Code that builds pages:
- - - - -

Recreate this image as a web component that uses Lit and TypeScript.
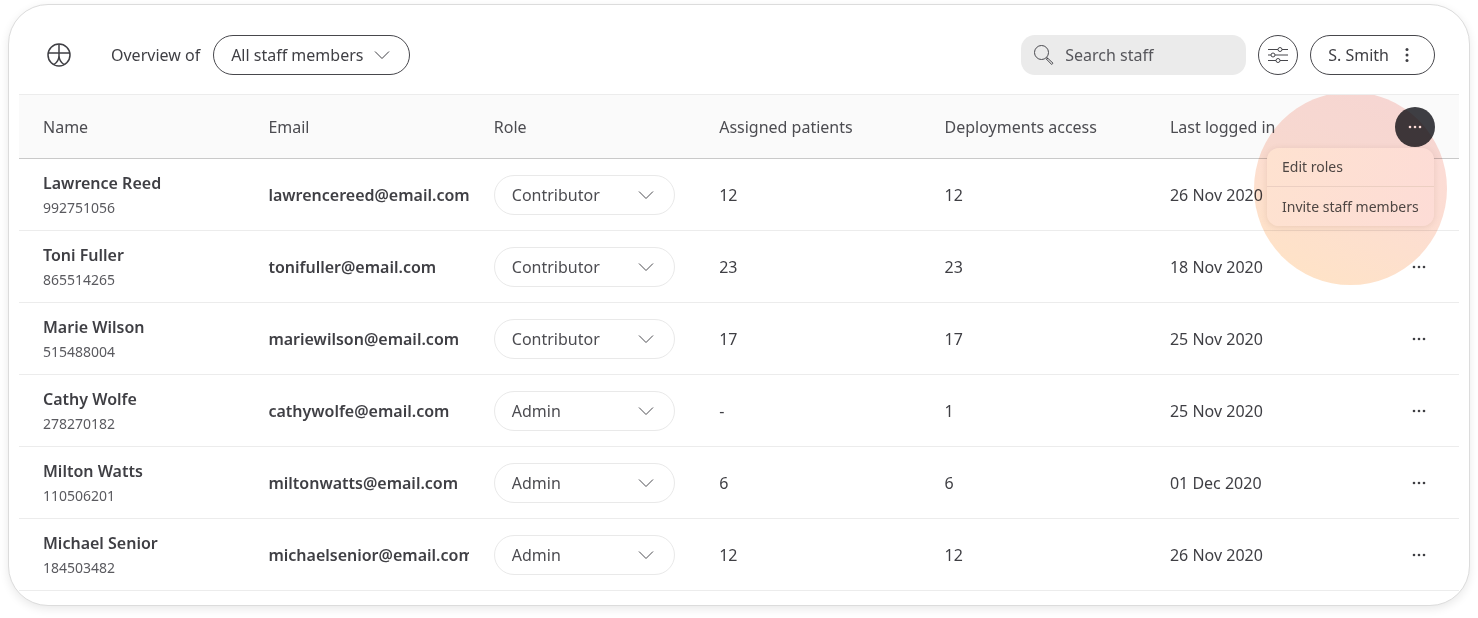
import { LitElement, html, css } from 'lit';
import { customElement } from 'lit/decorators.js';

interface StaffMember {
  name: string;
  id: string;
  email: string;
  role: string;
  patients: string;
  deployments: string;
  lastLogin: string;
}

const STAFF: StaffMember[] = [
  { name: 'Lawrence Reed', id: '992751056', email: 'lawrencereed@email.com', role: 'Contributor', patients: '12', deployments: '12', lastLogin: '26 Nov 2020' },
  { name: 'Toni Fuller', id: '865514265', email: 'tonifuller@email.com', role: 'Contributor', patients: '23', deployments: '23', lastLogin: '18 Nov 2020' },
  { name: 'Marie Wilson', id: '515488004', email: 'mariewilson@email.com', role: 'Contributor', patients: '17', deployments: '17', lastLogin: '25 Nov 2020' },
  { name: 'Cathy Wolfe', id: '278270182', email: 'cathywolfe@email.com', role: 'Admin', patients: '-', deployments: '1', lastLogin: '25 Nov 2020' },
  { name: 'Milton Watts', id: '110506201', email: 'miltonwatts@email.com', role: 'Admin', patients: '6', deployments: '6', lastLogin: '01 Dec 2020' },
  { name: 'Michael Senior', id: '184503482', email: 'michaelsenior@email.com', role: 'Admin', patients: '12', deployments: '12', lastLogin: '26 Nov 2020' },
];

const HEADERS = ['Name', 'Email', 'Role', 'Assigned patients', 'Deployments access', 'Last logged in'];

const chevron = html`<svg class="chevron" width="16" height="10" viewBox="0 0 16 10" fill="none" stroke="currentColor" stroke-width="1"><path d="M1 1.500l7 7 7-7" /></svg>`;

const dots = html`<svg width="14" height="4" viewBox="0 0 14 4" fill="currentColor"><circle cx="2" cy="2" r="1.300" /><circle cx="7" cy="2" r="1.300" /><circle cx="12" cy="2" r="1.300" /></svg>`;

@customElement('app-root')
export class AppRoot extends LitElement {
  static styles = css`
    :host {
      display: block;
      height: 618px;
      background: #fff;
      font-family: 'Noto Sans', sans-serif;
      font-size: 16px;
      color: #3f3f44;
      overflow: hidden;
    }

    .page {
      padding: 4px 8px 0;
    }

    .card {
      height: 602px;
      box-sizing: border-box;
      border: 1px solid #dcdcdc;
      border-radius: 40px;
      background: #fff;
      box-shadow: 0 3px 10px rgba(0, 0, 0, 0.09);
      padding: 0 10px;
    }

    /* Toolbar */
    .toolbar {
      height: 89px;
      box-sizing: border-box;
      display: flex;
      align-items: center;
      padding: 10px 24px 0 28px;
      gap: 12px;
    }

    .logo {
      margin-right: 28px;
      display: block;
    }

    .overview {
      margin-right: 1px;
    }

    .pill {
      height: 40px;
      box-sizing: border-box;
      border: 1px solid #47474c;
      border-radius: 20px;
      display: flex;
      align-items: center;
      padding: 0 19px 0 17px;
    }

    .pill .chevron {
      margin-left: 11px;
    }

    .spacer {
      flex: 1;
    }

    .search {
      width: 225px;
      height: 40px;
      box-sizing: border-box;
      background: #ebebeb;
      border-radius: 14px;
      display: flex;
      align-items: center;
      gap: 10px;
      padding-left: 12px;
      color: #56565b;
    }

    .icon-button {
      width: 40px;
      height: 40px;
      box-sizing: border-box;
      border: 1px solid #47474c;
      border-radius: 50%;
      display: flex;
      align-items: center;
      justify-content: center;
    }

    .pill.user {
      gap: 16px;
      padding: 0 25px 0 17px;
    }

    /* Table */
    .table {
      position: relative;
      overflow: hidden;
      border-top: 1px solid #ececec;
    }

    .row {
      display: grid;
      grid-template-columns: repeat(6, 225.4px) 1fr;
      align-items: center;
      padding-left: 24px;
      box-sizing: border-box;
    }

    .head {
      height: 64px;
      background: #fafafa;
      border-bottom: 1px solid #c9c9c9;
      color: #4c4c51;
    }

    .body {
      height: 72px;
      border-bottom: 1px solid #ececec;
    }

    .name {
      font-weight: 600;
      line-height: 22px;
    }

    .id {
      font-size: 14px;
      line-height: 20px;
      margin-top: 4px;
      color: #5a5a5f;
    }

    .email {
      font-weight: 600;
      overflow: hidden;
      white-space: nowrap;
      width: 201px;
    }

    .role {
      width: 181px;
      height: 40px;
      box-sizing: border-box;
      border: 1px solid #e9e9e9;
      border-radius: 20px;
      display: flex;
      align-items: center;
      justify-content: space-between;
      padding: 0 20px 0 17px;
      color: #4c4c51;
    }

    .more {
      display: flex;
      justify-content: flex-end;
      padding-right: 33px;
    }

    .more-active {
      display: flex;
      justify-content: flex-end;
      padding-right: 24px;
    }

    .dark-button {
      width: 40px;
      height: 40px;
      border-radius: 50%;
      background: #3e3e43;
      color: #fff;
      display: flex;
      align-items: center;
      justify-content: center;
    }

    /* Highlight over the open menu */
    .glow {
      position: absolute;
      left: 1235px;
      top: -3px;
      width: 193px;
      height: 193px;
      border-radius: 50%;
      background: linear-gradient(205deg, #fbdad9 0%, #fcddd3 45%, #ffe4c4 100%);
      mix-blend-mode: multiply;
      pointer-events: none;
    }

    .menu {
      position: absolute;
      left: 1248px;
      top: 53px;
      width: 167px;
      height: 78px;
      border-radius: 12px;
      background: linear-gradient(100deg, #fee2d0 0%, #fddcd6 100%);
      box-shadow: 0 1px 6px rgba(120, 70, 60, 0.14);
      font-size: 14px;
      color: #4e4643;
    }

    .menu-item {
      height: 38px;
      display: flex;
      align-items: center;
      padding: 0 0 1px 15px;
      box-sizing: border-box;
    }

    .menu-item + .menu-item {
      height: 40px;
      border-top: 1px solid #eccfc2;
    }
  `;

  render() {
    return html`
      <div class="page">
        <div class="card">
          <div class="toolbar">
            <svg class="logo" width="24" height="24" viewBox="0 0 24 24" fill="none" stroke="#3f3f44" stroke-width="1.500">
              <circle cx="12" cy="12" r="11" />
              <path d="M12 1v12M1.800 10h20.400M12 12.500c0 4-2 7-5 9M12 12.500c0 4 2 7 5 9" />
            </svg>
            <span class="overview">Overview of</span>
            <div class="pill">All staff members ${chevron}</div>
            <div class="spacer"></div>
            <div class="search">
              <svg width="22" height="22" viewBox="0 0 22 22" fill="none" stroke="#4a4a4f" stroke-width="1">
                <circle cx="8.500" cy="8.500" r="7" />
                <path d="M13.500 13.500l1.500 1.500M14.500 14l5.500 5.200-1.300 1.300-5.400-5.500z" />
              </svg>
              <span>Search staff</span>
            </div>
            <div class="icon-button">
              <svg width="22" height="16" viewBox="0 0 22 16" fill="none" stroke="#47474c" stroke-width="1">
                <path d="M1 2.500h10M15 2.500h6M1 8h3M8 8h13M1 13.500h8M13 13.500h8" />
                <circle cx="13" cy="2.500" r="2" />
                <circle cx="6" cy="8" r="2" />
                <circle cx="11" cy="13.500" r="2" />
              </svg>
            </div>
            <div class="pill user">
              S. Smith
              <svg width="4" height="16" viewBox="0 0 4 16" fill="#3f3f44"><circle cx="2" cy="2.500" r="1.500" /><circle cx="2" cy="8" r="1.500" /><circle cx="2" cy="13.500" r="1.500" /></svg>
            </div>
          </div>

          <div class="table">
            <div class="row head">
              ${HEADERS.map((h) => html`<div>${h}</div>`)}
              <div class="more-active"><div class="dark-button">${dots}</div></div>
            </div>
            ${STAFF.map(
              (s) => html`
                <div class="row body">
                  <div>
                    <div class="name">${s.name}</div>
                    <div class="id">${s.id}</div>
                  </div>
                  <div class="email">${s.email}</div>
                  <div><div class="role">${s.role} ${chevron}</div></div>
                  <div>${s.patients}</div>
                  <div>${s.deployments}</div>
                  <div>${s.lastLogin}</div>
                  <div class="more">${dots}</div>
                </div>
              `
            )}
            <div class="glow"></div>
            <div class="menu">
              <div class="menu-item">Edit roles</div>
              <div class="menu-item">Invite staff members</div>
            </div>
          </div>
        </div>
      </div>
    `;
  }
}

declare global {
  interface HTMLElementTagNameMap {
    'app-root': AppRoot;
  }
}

- - - - -

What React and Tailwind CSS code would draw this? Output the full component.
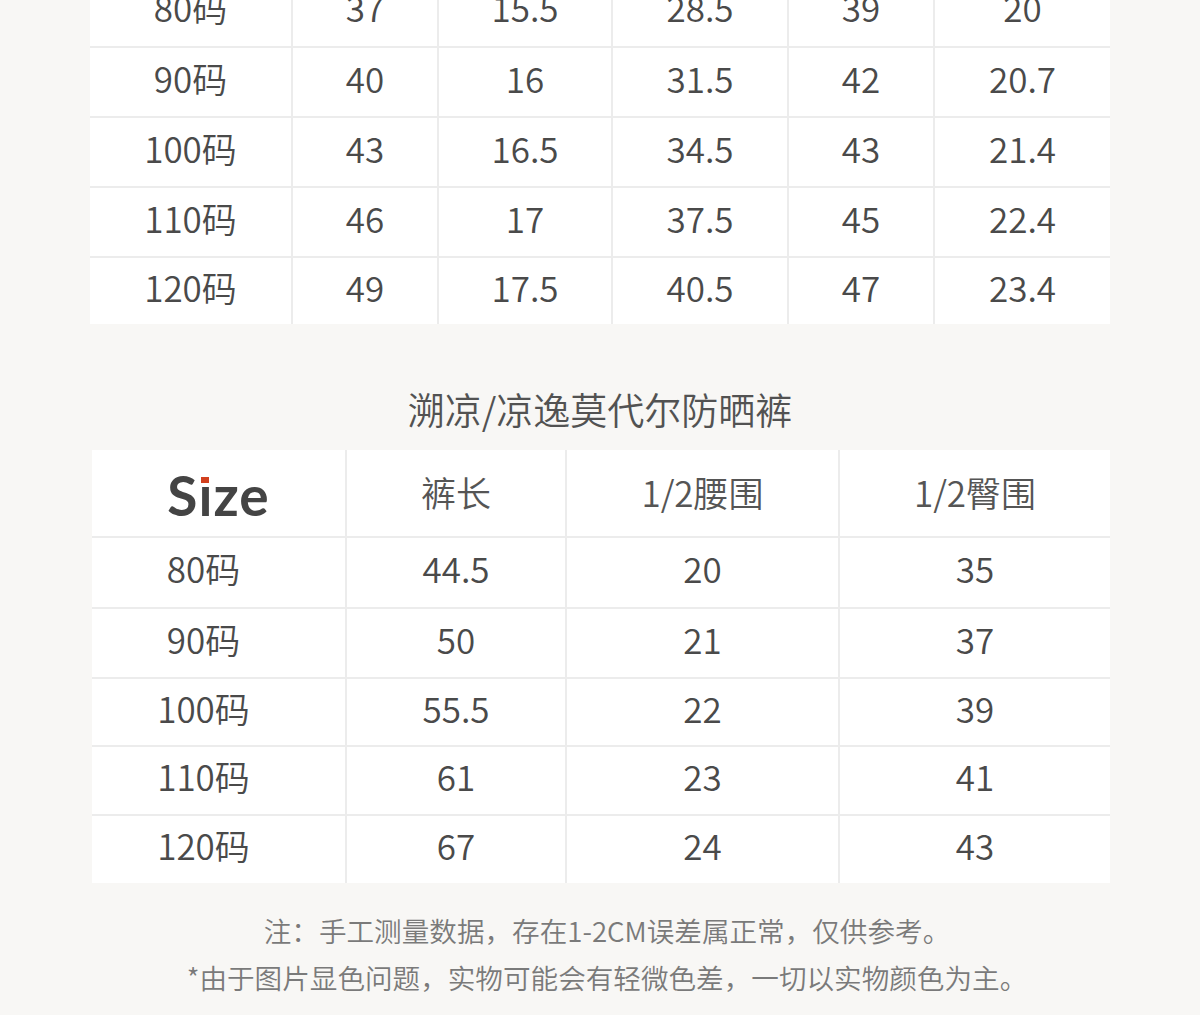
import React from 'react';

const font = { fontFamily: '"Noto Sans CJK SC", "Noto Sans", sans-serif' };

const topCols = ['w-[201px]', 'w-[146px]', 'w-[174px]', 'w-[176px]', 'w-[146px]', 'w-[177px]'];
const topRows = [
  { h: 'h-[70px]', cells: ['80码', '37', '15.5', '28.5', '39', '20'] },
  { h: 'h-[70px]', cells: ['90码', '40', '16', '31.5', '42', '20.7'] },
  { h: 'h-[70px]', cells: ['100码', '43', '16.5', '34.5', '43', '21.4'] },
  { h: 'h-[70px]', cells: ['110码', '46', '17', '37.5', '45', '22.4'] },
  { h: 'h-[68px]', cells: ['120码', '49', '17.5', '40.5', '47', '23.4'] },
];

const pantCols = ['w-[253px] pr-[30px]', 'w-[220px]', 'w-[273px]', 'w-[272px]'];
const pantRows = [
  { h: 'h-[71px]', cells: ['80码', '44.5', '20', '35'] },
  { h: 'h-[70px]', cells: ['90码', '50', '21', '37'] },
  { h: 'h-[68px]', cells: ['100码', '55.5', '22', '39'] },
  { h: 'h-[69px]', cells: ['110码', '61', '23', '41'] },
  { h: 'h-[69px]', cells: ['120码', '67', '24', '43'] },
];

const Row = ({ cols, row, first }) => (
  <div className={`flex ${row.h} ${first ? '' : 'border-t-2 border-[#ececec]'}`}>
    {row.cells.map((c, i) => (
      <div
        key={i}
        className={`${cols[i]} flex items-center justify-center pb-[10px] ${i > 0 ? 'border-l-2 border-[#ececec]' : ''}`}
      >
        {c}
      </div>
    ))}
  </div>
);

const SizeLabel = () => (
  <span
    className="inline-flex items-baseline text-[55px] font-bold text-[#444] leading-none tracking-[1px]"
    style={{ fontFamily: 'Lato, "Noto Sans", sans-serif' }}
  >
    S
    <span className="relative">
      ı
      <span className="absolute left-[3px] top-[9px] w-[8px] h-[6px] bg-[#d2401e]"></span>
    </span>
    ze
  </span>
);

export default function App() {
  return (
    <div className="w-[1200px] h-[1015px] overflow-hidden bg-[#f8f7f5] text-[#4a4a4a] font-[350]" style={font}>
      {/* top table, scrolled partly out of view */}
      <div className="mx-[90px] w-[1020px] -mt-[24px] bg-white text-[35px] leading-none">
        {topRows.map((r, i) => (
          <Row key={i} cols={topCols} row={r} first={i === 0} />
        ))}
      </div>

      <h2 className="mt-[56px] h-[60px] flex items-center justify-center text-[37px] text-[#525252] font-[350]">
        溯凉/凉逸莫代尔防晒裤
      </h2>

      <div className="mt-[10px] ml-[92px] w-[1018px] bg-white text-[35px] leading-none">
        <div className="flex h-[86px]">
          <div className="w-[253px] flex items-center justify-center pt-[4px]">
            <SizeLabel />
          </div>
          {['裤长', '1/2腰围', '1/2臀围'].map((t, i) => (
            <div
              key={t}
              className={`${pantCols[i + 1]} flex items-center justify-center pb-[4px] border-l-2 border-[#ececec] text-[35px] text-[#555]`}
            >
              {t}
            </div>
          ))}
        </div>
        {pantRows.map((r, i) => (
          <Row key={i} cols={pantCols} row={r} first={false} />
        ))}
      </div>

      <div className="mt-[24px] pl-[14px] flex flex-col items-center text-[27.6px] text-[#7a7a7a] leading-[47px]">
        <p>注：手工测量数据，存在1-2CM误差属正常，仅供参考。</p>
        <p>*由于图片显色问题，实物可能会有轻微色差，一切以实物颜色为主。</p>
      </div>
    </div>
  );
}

- - - - -

**Exercise objective:**
Reproduce nothing but the lines from the one with "Recreate this image" to the one with "const HEADERS = ['Name', 'Email', 'Role', 'Assigned", both lines included, and keep every picture out of the copy.

**Written solution:**
Recreate this image as a web component that uses Lit and TypeScript.
import { LitElement, html, css } from 'lit';
import { customElement } from 'lit/decorators.js';

interface StaffMember {
  name: string;
  id: string;
  email: string;
  role: string;
  patients: string;
  deployments: string;
  lastLogin: string;
}

const STAFF: StaffMember[] = [
  { name: 'Lawrence Reed', id: '992751056', email: 'lawrencereed@email.com', role: 'Contributor', patients: '12', deployments: '12', lastLogin: '26 Nov 2020' },
  { name: 'Toni Fuller', id: '865514265', email: 'tonifuller@email.com', role: 'Contributor', patients: '23', deployments: '23', lastLogin: '18 Nov 2020' },
  { name: 'Marie Wilson', id: '515488004', email: 'mariewilson@email.com', role: 'Contributor', patients: '17', deployments: '17', lastLogin: '25 Nov 2020' },
  { name: 'Cathy Wolfe', id: '278270182', email: 'cathywolfe@email.com', role: 'Admin', patients: '-', deployments: '1', lastLogin: '25 Nov 2020' },
  { name: 'Milton Watts', id: '110506201', email: 'miltonwatts@email.com', role: 'Admin', patients: '6', deployments: '6', lastLogin: '01 Dec 2020' },
  { name: 'Michael Senior', id: '184503482', email: 'michaelsenior@email.com', role: 'Admin', patients: '12', deployments: '12', lastLogin: '26 Nov 2020' },
];

const HEADERS = ['Name', 'Email', 'Role', 'Assigned patients', 'Deployments access', 'Last logged in'];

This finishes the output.